Check each line of the listing below for the string "styles", and copy the ones that have it.
>>>
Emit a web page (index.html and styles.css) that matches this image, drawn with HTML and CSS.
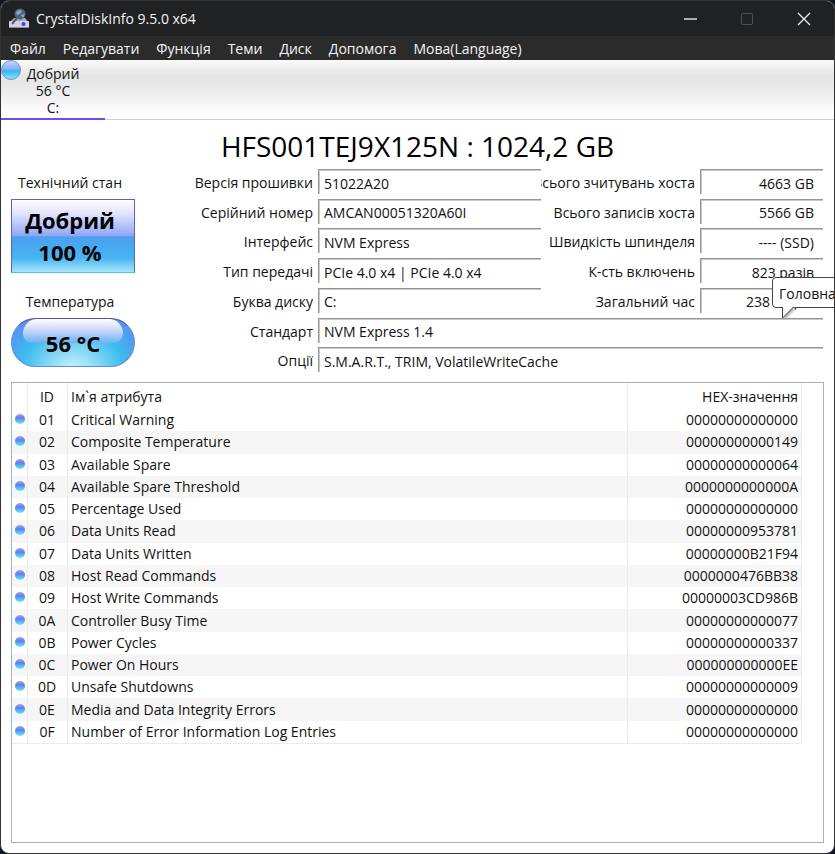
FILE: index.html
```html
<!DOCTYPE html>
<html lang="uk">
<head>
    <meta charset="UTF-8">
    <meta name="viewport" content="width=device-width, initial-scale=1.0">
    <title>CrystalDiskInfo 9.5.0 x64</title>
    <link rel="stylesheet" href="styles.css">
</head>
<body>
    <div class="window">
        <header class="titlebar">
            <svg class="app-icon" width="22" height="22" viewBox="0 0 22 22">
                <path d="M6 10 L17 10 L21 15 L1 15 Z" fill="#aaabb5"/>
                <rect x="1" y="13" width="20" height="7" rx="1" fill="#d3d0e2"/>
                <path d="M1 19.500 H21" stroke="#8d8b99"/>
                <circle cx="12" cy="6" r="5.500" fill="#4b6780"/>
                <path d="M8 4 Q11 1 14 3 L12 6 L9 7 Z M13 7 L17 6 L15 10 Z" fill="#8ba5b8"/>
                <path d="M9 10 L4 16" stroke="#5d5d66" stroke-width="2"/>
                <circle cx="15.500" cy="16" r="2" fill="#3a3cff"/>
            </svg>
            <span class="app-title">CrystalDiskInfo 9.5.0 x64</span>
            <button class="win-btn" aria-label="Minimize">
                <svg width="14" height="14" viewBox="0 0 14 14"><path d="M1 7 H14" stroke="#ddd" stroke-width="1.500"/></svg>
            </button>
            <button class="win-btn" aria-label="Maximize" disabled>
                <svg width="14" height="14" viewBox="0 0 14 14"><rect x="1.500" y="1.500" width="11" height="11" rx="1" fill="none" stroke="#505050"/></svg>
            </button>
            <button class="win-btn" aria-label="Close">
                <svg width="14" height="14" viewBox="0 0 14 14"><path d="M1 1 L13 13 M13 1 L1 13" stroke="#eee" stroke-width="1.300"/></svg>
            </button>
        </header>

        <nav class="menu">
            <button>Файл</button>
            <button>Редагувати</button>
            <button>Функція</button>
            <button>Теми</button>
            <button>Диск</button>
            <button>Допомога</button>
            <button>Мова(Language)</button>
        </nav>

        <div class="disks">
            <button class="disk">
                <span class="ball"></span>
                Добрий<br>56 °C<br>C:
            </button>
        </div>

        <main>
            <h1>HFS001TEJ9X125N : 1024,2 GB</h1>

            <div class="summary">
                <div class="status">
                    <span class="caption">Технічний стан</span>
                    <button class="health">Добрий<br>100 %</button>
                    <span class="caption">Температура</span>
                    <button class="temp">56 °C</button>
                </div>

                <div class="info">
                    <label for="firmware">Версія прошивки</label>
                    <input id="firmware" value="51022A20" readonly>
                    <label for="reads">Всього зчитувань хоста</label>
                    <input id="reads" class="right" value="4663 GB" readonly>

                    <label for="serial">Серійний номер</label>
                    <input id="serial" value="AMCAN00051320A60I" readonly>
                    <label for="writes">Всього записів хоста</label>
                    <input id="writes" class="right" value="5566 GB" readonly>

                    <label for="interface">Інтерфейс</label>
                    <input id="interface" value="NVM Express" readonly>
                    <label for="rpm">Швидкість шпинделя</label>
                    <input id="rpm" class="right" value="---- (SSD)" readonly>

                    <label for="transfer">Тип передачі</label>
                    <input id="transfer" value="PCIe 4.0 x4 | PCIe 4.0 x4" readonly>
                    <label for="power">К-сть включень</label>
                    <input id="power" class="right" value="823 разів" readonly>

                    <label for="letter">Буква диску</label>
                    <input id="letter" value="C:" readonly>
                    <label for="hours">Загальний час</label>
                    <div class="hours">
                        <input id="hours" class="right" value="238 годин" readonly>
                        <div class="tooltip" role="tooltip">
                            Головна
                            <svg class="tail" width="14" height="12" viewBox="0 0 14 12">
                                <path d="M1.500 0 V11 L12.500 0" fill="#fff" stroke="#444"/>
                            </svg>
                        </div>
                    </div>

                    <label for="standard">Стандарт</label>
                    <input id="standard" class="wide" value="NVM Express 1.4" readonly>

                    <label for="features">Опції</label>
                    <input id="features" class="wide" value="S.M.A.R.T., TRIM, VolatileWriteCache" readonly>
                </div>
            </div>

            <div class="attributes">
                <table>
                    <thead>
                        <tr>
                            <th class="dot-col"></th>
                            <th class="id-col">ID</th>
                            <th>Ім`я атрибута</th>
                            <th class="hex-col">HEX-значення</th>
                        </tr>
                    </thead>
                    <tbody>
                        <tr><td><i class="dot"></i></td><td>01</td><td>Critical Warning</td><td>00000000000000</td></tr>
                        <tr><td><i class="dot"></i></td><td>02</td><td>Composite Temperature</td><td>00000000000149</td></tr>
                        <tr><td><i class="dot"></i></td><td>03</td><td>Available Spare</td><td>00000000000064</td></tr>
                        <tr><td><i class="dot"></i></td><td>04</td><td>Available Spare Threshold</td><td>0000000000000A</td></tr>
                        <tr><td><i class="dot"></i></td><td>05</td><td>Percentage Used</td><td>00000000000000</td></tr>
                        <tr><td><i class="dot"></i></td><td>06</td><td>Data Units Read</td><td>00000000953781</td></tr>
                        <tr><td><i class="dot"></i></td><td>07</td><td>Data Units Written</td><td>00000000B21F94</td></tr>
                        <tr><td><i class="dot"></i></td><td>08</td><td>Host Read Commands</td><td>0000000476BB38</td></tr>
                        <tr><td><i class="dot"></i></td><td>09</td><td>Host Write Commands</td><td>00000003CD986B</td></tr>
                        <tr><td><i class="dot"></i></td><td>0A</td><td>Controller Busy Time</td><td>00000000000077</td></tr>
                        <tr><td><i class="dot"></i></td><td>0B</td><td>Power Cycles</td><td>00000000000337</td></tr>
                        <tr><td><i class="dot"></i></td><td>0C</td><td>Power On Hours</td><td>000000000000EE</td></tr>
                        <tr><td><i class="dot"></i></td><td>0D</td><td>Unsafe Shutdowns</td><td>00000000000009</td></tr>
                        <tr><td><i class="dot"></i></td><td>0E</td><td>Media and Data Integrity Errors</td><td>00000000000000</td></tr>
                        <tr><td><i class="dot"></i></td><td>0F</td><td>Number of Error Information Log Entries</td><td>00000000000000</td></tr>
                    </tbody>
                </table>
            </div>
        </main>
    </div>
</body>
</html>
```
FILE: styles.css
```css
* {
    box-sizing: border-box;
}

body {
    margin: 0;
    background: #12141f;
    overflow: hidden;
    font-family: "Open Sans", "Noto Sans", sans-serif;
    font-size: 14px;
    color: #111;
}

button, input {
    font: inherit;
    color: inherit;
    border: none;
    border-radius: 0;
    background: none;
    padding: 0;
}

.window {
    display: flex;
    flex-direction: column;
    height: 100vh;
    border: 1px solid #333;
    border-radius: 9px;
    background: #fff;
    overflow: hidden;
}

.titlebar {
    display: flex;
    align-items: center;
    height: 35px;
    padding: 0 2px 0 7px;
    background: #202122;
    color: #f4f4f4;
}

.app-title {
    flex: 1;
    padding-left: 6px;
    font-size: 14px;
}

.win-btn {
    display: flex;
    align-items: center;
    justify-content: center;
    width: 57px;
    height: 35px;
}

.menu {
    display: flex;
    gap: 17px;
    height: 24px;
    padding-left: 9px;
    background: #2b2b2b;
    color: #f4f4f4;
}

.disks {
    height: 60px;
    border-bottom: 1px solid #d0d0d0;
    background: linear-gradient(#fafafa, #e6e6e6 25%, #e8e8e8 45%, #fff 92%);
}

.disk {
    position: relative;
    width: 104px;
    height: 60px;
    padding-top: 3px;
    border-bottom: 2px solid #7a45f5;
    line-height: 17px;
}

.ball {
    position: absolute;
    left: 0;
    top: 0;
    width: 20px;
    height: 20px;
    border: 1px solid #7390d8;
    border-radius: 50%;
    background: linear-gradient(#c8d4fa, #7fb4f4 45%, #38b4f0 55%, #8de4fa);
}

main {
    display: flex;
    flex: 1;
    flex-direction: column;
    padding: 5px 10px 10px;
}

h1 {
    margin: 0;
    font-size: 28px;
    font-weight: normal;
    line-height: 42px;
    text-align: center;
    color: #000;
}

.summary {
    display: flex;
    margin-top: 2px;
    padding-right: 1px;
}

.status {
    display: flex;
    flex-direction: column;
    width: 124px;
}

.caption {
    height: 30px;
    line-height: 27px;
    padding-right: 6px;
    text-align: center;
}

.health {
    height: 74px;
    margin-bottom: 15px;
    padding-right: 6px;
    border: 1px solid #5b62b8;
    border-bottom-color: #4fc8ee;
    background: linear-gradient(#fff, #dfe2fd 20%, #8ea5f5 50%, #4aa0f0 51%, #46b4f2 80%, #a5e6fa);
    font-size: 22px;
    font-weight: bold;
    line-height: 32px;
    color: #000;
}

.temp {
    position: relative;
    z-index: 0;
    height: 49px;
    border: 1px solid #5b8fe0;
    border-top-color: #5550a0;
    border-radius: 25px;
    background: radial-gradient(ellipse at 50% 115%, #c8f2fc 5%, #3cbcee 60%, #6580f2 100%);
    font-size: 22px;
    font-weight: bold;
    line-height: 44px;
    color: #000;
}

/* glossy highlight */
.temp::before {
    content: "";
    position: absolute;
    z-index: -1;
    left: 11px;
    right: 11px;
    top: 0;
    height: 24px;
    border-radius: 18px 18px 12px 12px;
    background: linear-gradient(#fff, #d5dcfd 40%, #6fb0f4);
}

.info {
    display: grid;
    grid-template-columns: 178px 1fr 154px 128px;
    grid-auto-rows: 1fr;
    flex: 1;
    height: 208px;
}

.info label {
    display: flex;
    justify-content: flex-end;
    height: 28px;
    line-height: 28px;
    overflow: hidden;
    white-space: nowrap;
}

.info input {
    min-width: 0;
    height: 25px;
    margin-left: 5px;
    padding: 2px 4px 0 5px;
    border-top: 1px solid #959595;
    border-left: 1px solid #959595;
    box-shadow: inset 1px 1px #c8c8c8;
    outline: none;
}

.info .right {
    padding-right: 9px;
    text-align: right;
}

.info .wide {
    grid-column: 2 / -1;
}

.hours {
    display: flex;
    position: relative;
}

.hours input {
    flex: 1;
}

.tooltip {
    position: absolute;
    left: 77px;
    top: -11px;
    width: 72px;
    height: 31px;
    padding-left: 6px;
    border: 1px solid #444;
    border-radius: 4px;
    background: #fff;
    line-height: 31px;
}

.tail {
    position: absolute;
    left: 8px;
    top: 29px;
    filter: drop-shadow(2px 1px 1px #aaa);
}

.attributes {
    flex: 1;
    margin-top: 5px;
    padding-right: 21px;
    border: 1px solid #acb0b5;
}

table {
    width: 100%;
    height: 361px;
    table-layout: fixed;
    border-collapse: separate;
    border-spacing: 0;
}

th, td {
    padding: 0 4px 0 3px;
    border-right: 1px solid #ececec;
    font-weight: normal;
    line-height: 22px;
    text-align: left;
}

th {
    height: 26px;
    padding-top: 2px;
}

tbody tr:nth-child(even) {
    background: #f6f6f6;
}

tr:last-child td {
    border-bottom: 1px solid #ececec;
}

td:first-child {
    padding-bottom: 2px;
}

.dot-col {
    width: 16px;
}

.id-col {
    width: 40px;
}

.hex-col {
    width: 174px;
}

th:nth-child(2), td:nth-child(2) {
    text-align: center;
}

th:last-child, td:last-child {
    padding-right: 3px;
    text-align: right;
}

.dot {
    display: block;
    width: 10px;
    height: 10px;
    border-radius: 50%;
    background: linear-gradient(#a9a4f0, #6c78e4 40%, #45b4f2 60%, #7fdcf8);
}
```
<<<
Written reply |
Emit a web page (index.html and styles.css) that matches this image, drawn with HTML and CSS.
    <link rel="stylesheet" href="styles.css">
FILE: styles.css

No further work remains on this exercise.